11) For the nationalization of banks to end capital flight.

12) No to the payment of the external debt. Down with the Macri-IMF pact.

13) For a new combative and anti-bureaucratic leadership of the workers movement based on union democracy and the political independence of workers. For the repeal of the Law of Union Associations, a law which expands the dominion of the bureaucracy.

14) For the political independence of the workers. We support a complete workers solution to the crisis which ensures that the capitalists are those who pay, through an economic plan under the leadership of the workers.

Plan of Action

1) Push for the general strike of June 25th - called by the CGT with the CTA adhering - to have a mass character with organized actions, blockades and protests throughout the country. This should express the repudiation of the government, the IMF and the governor. We will put forward continuing the struggle through a new, active strike of 36 hours with a protest in the Plaza de Mayo.

2) Support the planned protests for June 26th at Pueyrredon Bridge on the anniversary of the assassination of Kostek and Santillan, as well as the federal protest for legalized abortion.

3) Organize a national day of struggle and mobilization for salaries and work on July 12th. Advance a mobilization plan which includes a new general strike of 36 hours for all the demands put forward by the Lanus Plenary.

4) Organize a protest at the Chubut governor’s office for the triumph of all the workers struggles in this province.

5) Organize a protest at the Council of the Minimum Wage (or the Ministry of Work) against increasing precarity in work. We will demand genuine, stable employment, the formalization of the workers co-operatives and show our support for the demands of social organizations. For the unity of the employed and unemployed. We support the national day of struggle of the unemployed on July 18th.

6) The organization of plenaries, forums and meetings at the provincial and regional level which use the model of this national plenary of combative unionism. These will push forward the resolutions and regional struggles and will also prepare a new national plenary towards the end of the year.

7) Launch a campaign to stop the start of classes throughout the country after the recess, as part of an action plan approved by rank and file assemblies of teachers. We will push at the National Education Congress for education to be in the service of social transformation and the working class.
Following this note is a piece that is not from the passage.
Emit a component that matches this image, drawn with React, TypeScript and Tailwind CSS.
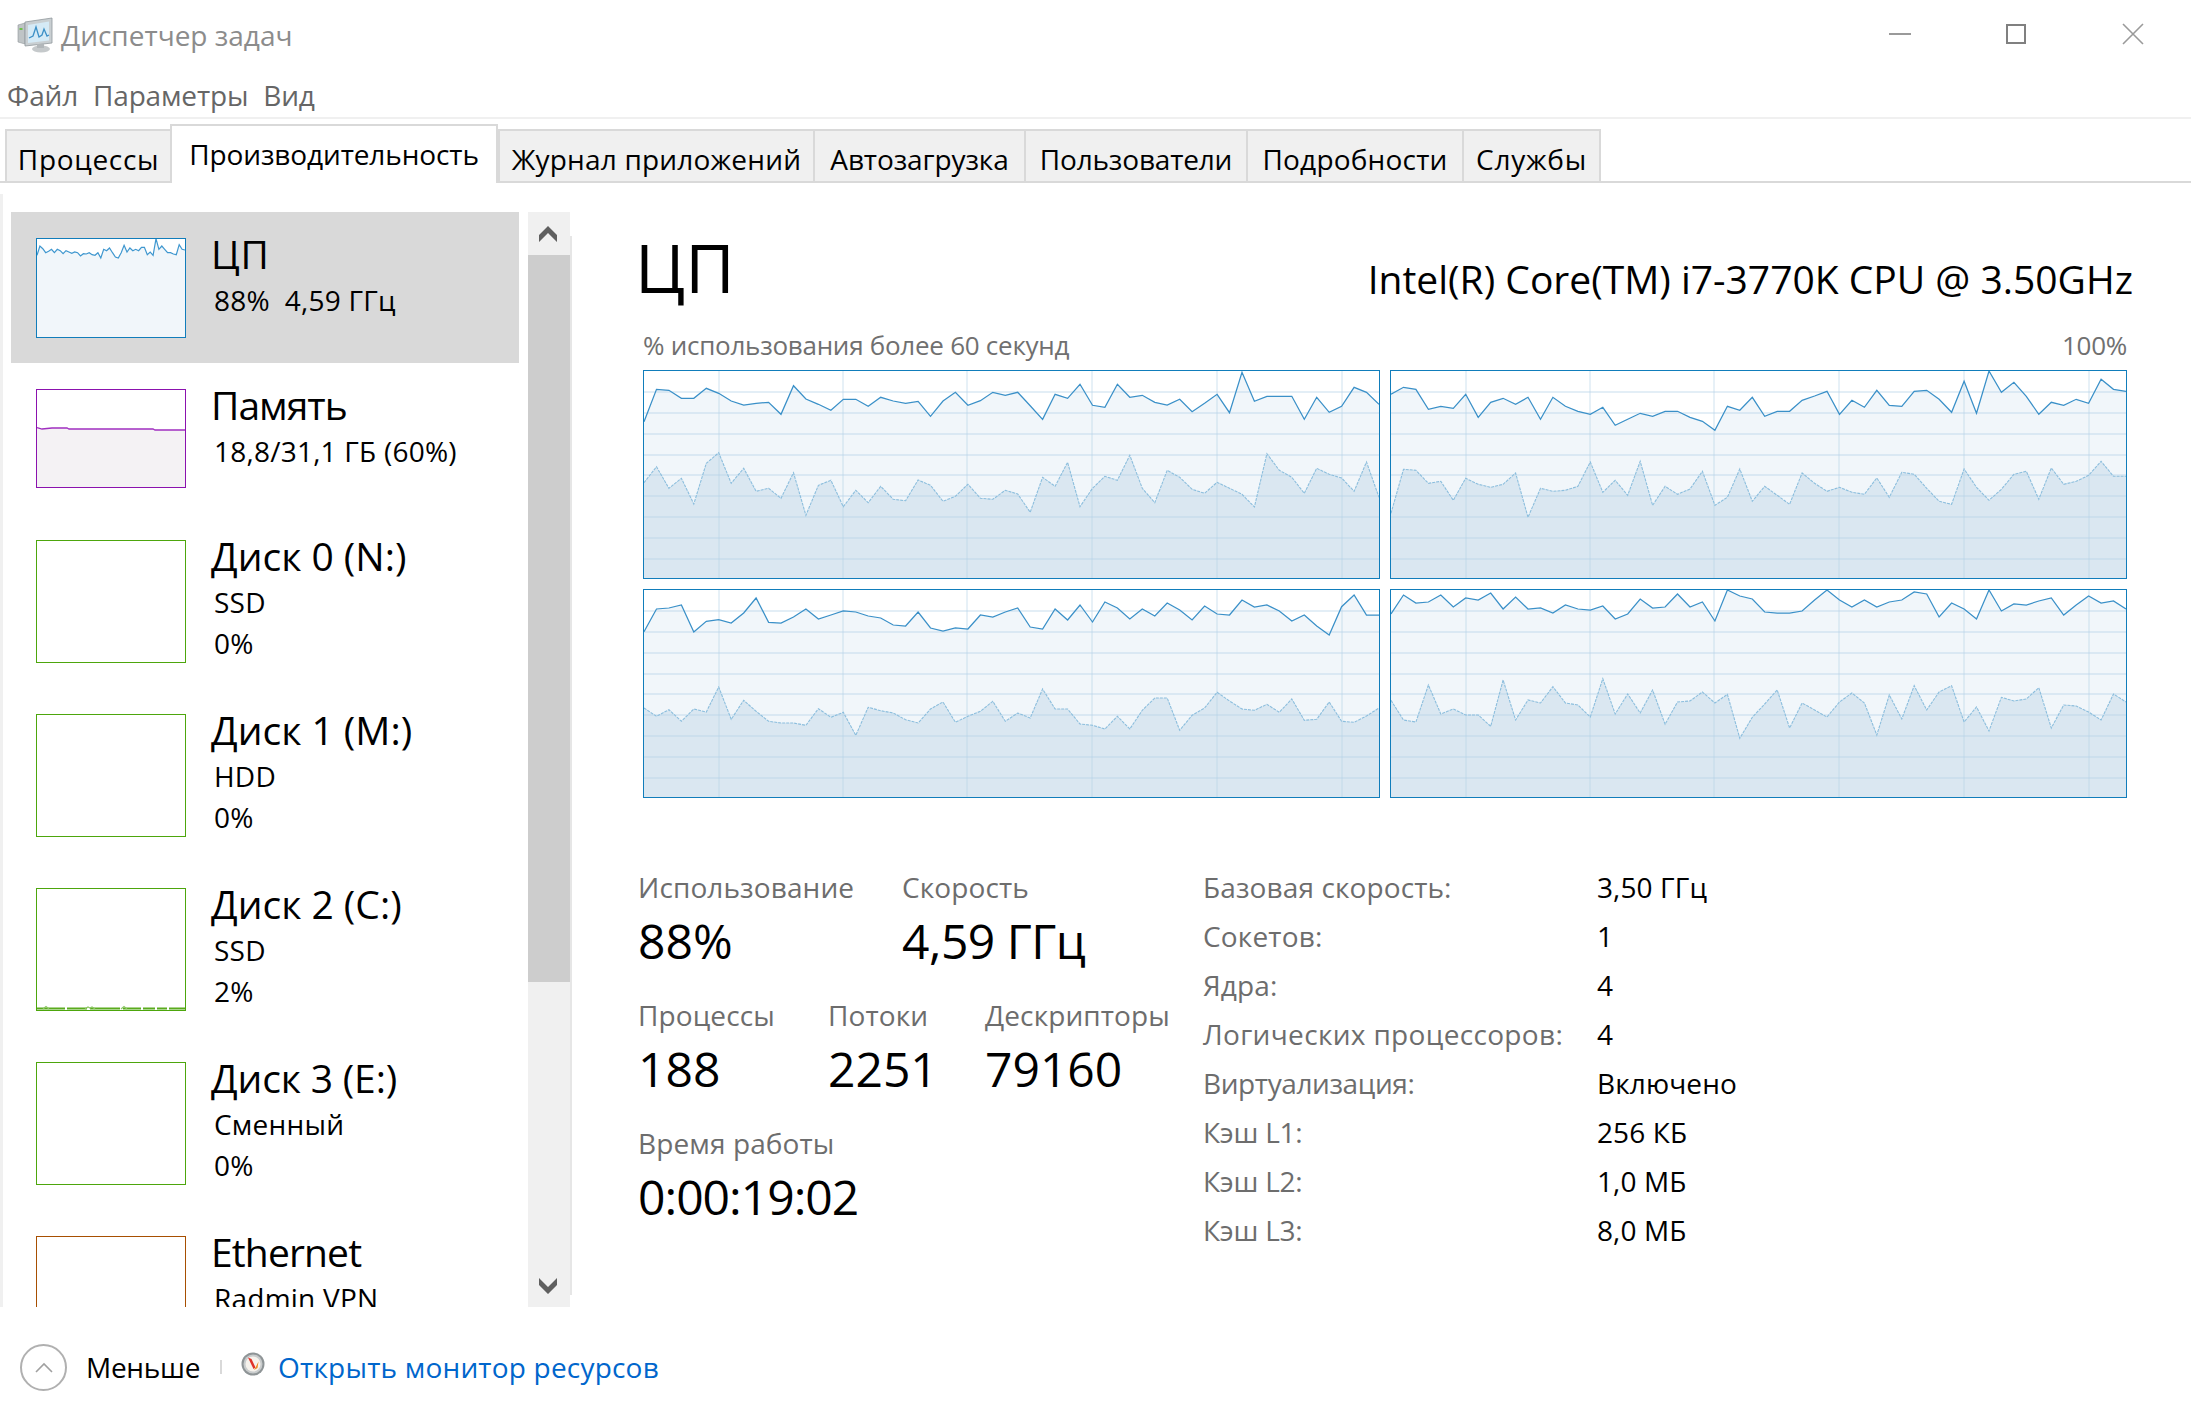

8) We express solidarity with all the ongoing struggles in the country. We will promote a co-ordinating plan for actions which will unite them and empower them to be victorious.

9) Legal abortion now! No confidence in the Parliament. We will promote actions and campaigns in all workplaces to advance the mobilization of women and of all workers to win this right. We will promote actions and mobilizations nationwide to once again surround the Congress the day that the Senate will debate it. We will demand that the unions take up a nationwide strike this day. Everyone to the streets until abortion is legal! Separation of Church and State.

10) We repudiate all forms of political, judicial and police persecution which the government is unleashing to try and discipline the working class, the youth and women. We demand an end to the persecution and an end to the judicial processes against the militants from the December protests. For the judgment and punishment of the assassins of Rafael Nahuel and Santiago Maldonado. Freedom for Jones Hual. Down with the Security Protocol. No to the intervention of the Military in internal repression. Out with Bullrich! Freedom for Rodney Alvarez, a worker activist imprisoned for more than 7 years in Venezuela.

11) We will organize protests against the meeting of the G20 which will be on December 1st in Buenos Aires.

12) We will continue with the provisional co-ordination of combative unionism which organized the National Plenary of Lanus, adding new sectors which support the plan of action and the program.